Amjad Ali Khan is an employee at a cell phone shop at the electronics market at Hafeez Centre while Nadeem Malik runs a business dealing in used cellular phones, media reports said.

Earlier, the three other men named as terror suspects -- Mehtab Ahmed Butt, Atif Butt and Babar Shabbir -- too were identified as traders and a security guard at Hafeez Centre.

It is yet to be established how their photos were issued by Indian security agencies to the media.            Khan and Malik have been associated with businesses at Hafeez Centre for more than four years, Muhammad Fiaz Butt, the head of the local traders' association, told the media.

Khan claimed he and Malik had received several calls from an Indian phone number and that the caller had asked them both about their links with terrorist organisations.

Mumbai Police had described the five men as operatives of the banned Lashkar-e-Taiba that carried out the 2008 Mumbai attacks that killed 166 people.

Pakistan's Foreign Office has already rejected as "unfounded" the Mumbai Police alert that linked the men from Lahore to the LeT.

Three of the men sought protection from authorities after reports about them appeared in the Indian media.
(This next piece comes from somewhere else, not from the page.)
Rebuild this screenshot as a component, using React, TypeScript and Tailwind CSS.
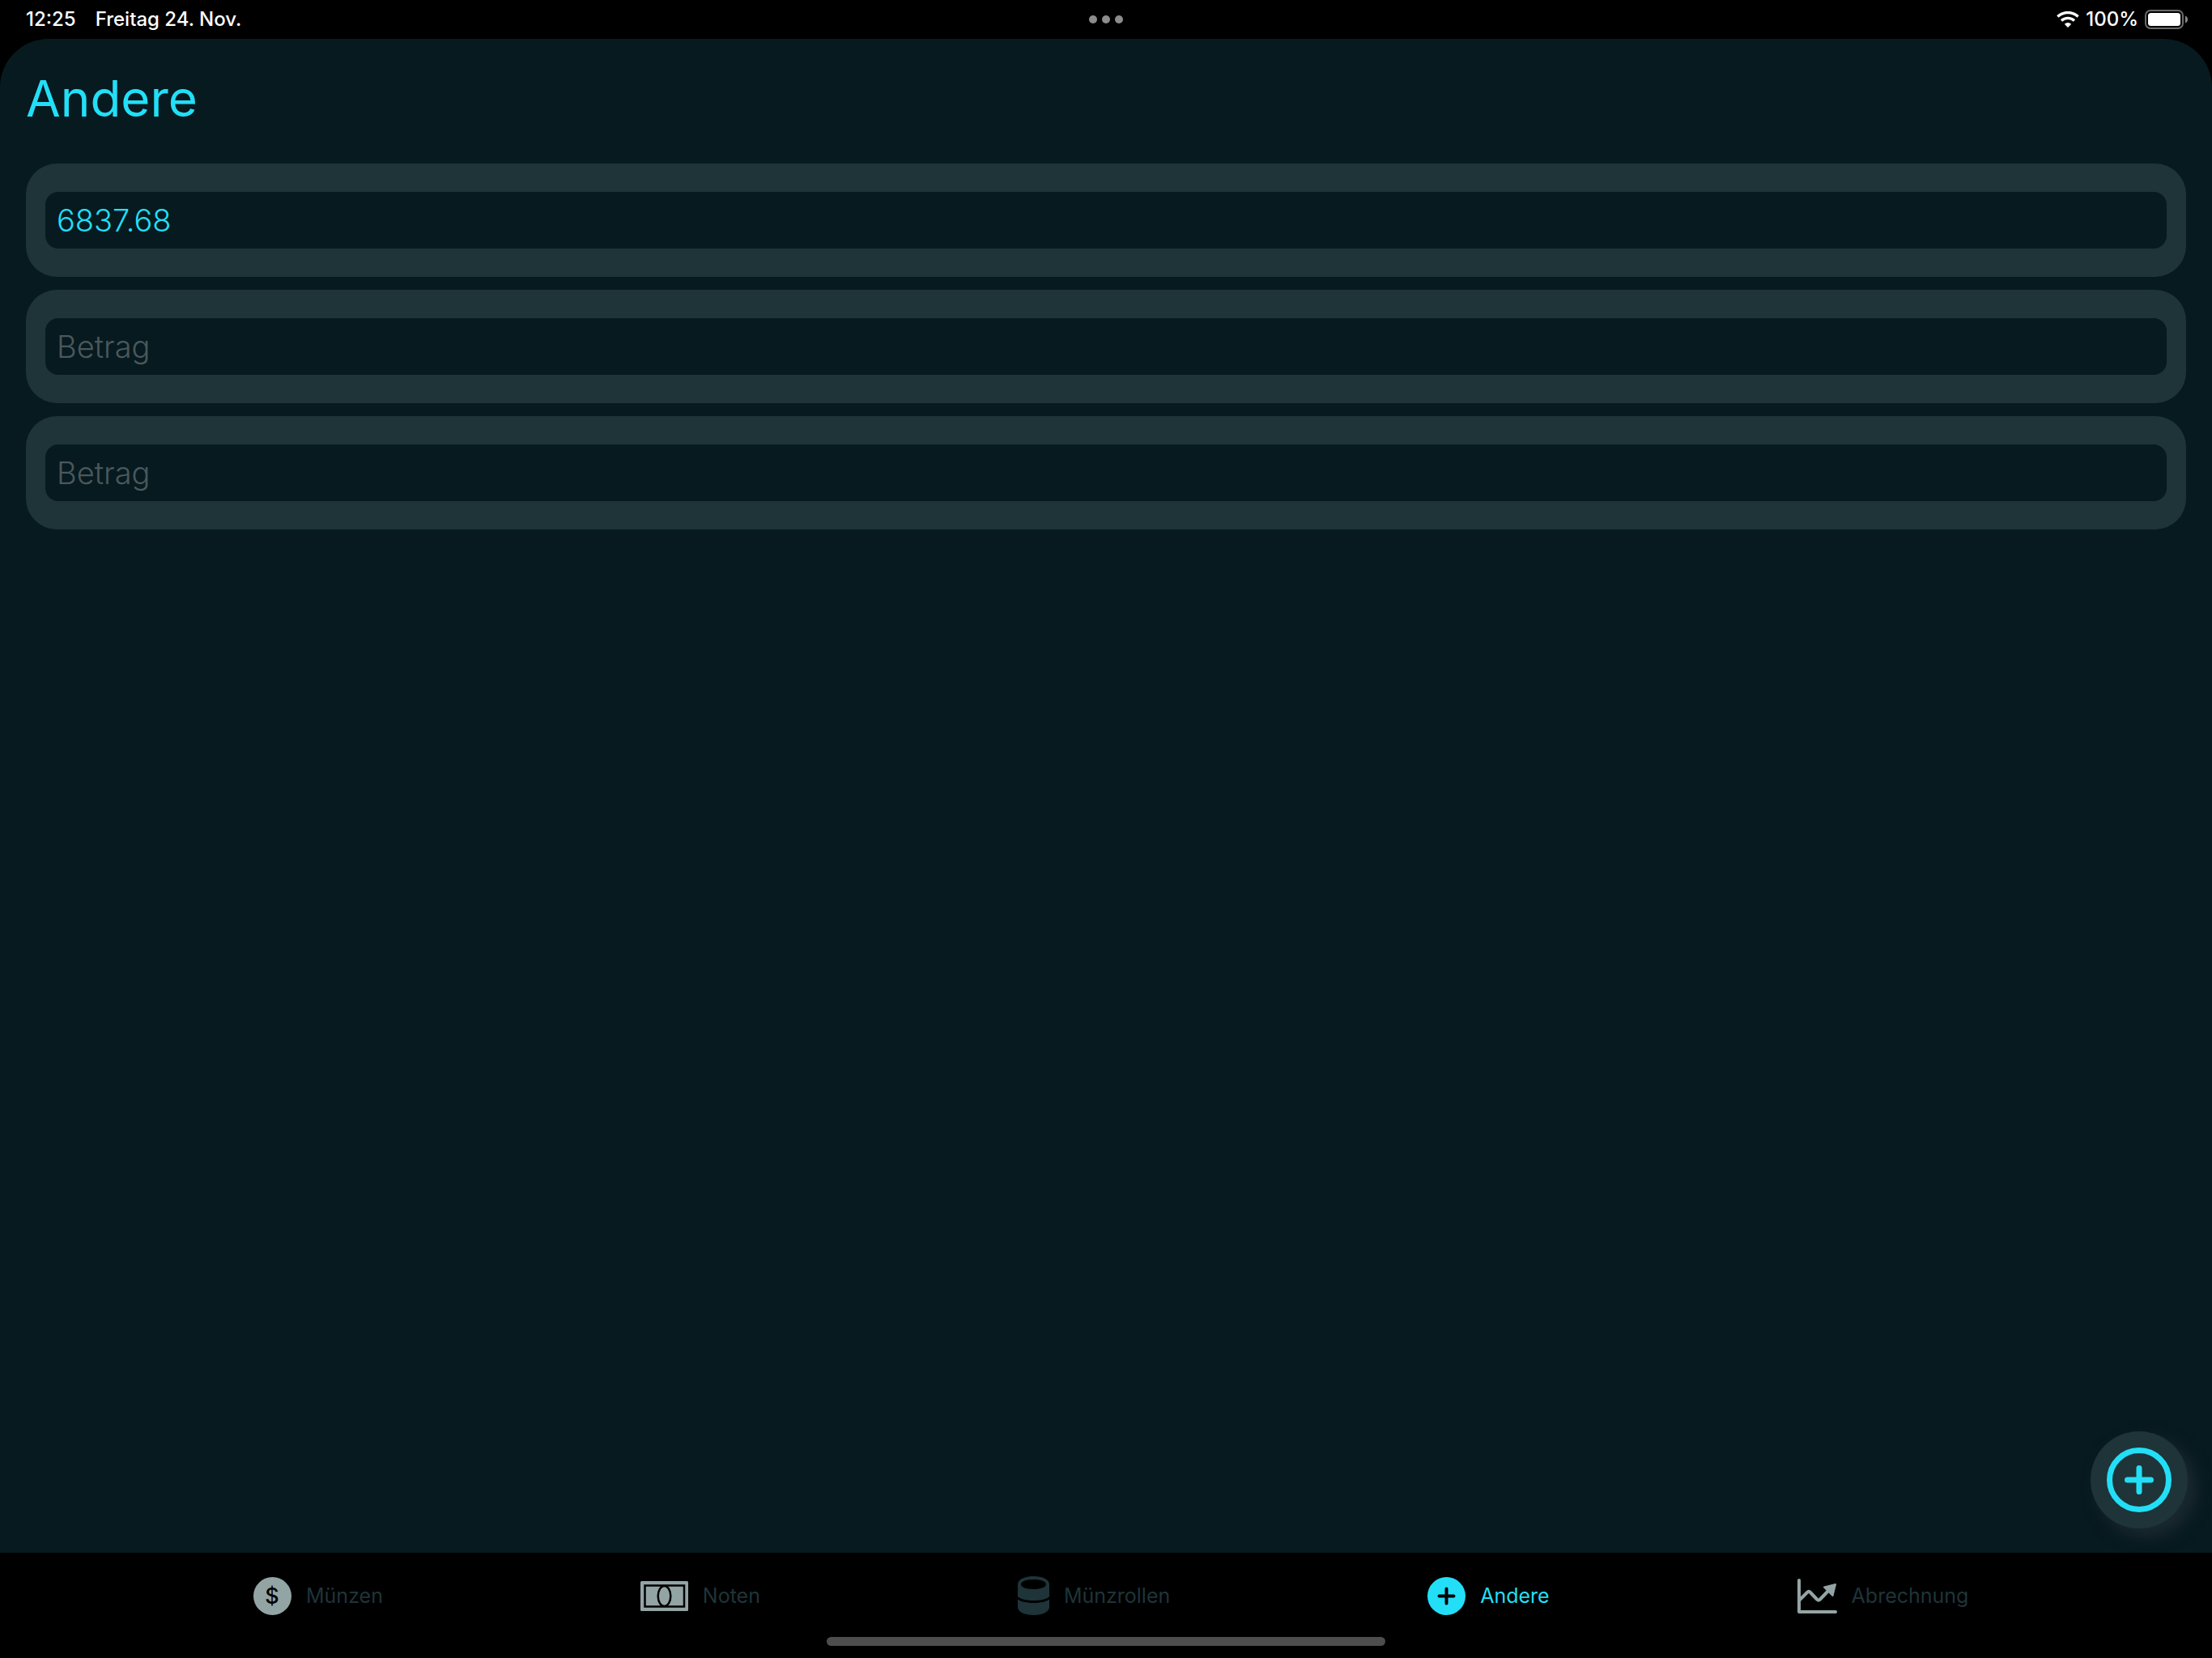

Traders from Hafeez Centre organised a protest following the Indian media reports. They burnt tyres on roads and shouted slogans against India.

They also demanded that the Pakistan government should lodge an official protest and take up the issue with India at the diplomatic level.

Sections of the electronic media have played up the incident as an effort by Indian security agencies to portray Pakistan in a negative light.

A TV talk show host known for sympathising with right wing groups hosted a special edition of his programme at Hafeez Centre and blamed the incident on Indian intelligence agencies.